- [Task brief]
Write out all the lines again, precisely as they stand, but without the images.

== Data shown ==

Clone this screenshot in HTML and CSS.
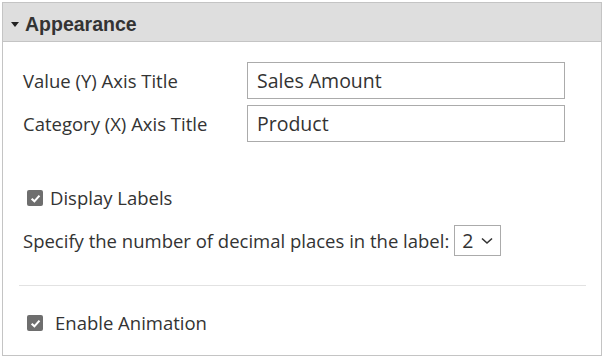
FILE: index.html
```html
<!DOCTYPE html>
<html lang="en">
<head>
    <meta charset="UTF-8">
    <title>Appearance</title>
    <link rel="stylesheet" href="styles.css">
</head>
<body>
    <div class="panel">
        <div class="panel-header">
            <span class="caret"></span>
            <span>Appearance</span>
        </div>
        <div class="panel-body">
            <div class="fields">
                <label class="field-label">Value (Y) Axis Title</label>
                <input class="field-input" type="text" value="Sales Amount">
                <label class="field-label">Category (X) Axis Title</label>
                <input class="field-input" type="text" value="Product">
            </div>

            <div class="check-row labels-row">
                <span class="check">
                    <svg width="11" height="11" viewBox="0 0 10 10"><path d="M1.5 5.2 L4 7.6 L8.6 2.4" fill="none" stroke="#fff" stroke-width="1.9"/></svg>
                </span>
                <span>Display Labels</span>
            </div>

            <div class="decimal-row">
                <span>Specify the number of decimal places in the label:</span>
                <span class="select">
                    <span>2</span>
                    <svg width="12" height="8" viewBox="0 0 12 8"><path d="M1 1.5 L6 6 L11 1.5" fill="none" stroke="#333" stroke-width="1.6"/></svg>
                </span>
            </div>

            <hr class="divider">

            <div class="check-row anim-row">
                <span class="check">
                    <svg width="11" height="11" viewBox="0 0 10 10"><path d="M1.5 5.2 L4 7.6 L8.6 2.4" fill="none" stroke="#fff" stroke-width="1.9"/></svg>
                </span>
                <span>Enable Animation</span>
            </div>
        </div>
    </div>
</body>
</html>
```

FILE: styles.css
```css
body {
    margin: 0;
    background: #fff;
    font-family: 'Open Sans', sans-serif;
    color: #333;
}

.panel {
    margin: 2px 0 0 2px;
    width: 598px;
    height: 352px;
    border: 1px solid #c4c4c4;
}

.panel-header {
    box-sizing: border-box;
    height: 39px;
    padding-top: 4px;
    background: #dedede;
    border-bottom: 1px solid #c4c4c4;
    display: flex;
    align-items: center;
    gap: 6px;
    padding-left: 8px;
    font-family: 'Liberation Sans', Arial, sans-serif;
    font-weight: bold;
    font-size: 19.5px;
    color: #333;
}

.caret {
    width: 0;
    height: 0;
    border-left: 4px solid transparent;
    border-right: 4px solid transparent;
    border-top: 5px solid #222;
    margin-top: 1px;
}

.panel-body {
    padding: 20px 16px 0 20px;
    font-size: 18.5px;
    line-height: 24px;
}

.fields {
    display: grid;
    grid-template-columns: 224px 318px;
    row-gap: 6px;
    align-items: center;
}

.field-label {
    white-space: nowrap;
}

.field-input {
    box-sizing: border-box;
    height: 37px;
    width: 318px;
    margin: 0;
    border: 1px solid #ababab;
    padding: 0 9px;
    font-family: 'Open Sans', sans-serif;
    font-size: 19.5px;
    color: #333;
    outline: none;
}

.check-row {
    display: flex;
    align-items: center;
    margin-left: 4px;
}

.check {
    width: 16px;
    height: 16px;
    background: #6e6e6e;
    border-radius: 2px;
    display: flex;
    align-items: center;
    justify-content: center;
    margin-right: 7px;
}

.labels-row {
    margin-top: 44px;
}

.decimal-row {
    display: flex;
    align-items: center;
    margin-top: 15px;
    white-space: nowrap;
}

.select {
    box-sizing: border-box;
    margin-left: 5px;
    height: 31px;
    width: 47px;
    border: 1px solid #ababab;
    display: flex;
    align-items: center;
    padding-left: 7px;
    gap: 8px;
    font-size: 19.5px;
}

.divider {
    border: none;
    border-top: 1px solid #e2e2e2;
    margin: 29px 0 0 -4px;
    width: 567px;
}

.anim-row {
    margin-top: 25px;
}

.anim-row .check {
    margin-right: 12px;
}
```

===

- [Task answer]
Clone this screenshot in HTML and CSS.
FILE: index.html
```html
<!DOCTYPE html>
<html lang="en">
<head>
    <meta charset="UTF-8">
    <title>Appearance</title>
    <link rel="stylesheet" href="styles.css">
</head>
<body>
    <div class="panel">
        <div class="panel-header">
            <span class="caret"></span>
            <span>Appearance</span>
        </div>
        <div class="panel-body">
            <div class="fields">
                <label class="field-label">Value (Y) Axis Title</label>
                <input class="field-input" type="text" value="Sales Amount">
                <label class="field-label">Category (X) Axis Title</label>
                <input class="field-input" type="text" value="Product">
            </div>

            <div class="check-row labels-row">
                <span class="check">
                    <svg width="11" height="11" viewBox="0 0 10 10"><path d="M1.5 5.2 L4 7.6 L8.6 2.4" fill="none" stroke="#fff" stroke-width="1.9"/></svg>
                </span>
                <span>Display Labels</span>
            </div>

            <div class="decimal-row">
                <span>Specify the number of decimal places in the label:</span>
                <span class="select">
                    <span>2</span>
                    <svg width="12" height="8" viewBox="0 0 12 8"><path d="M1 1.5 L6 6 L11 1.5" fill="none" stroke="#333" stroke-width="1.6"/></svg>
                </span>
            </div>

            <hr class="divider">

            <div class="check-row anim-row">
                <span class="check">
                    <svg width="11" height="11" viewBox="0 0 10 10"><path d="M1.5 5.2 L4 7.6 L8.6 2.4" fill="none" stroke="#fff" stroke-width="1.9"/></svg>
                </span>
                <span>Enable Animation</span>
            </div>
        </div>
    </div>
</body>
</html>
```

FILE: styles.css
```css
body {
    margin: 0;
    background: #fff;
    font-family: 'Open Sans', sans-serif;
    color: #333;
}

.panel {
    margin: 2px 0 0 2px;
    width: 598px;
    height: 352px;
    border: 1px solid #c4c4c4;
}

.panel-header {
    box-sizing: border-box;
    height: 39px;
    padding-top: 4px;
    background: #dedede;
    border-bottom: 1px solid #c4c4c4;
    display: flex;
    align-items: center;
    gap: 6px;
    padding-left: 8px;
    font-family: 'Liberation Sans', Arial, sans-serif;
    font-weight: bold;
    font-size: 19.5px;
    color: #333;
}

.caret {
    width: 0;
    height: 0;
    border-left: 4px solid transparent;
    border-right: 4px solid transparent;
    border-top: 5px solid #222;
    margin-top: 1px;
}

.panel-body {
    padding: 20px 16px 0 20px;
    font-size: 18.5px;
    line-height: 24px;
}

.fields {
    display: grid;
    grid-template-columns: 224px 318px;
    row-gap: 6px;
    align-items: center;
}

.field-label {
    white-space: nowrap;
}

.field-input {
    box-sizing: border-box;
    height: 37px;
    width: 318px;
    margin: 0;
    border: 1px solid #ababab;
    padding: 0 9px;
    font-family: 'Open Sans', sans-serif;
    font-size: 19.5px;
    color: #333;
    outline: none;
}

.check-row {
    display: flex;
    align-items: center;
    margin-left: 4px;
}

.check {
    width: 16px;
    height: 16px;
    background: #6e6e6e;
    border-radius: 2px;
    display: flex;
    align-items: center;
    justify-content: center;
    margin-right: 7px;
}

.labels-row {
    margin-top: 44px;
}

.decimal-row {
    display: flex;
    align-items: center;
    margin-top: 15px;
    white-space: nowrap;
}

.select {
    box-sizing: border-box;
    margin-left: 5px;
    height: 31px;
    width: 47px;
    border: 1px solid #ababab;
    display: flex;
    align-items: center;
    padding-left: 7px;
    gap: 8px;
    font-size: 19.5px;
}

.divider {
    border: none;
    border-top: 1px solid #e2e2e2;
    margin: 29px 0 0 -4px;
    width: 567px;
}

.anim-row {
    margin-top: 25px;
}

.anim-row .check {
    margin-right: 12px;
}
```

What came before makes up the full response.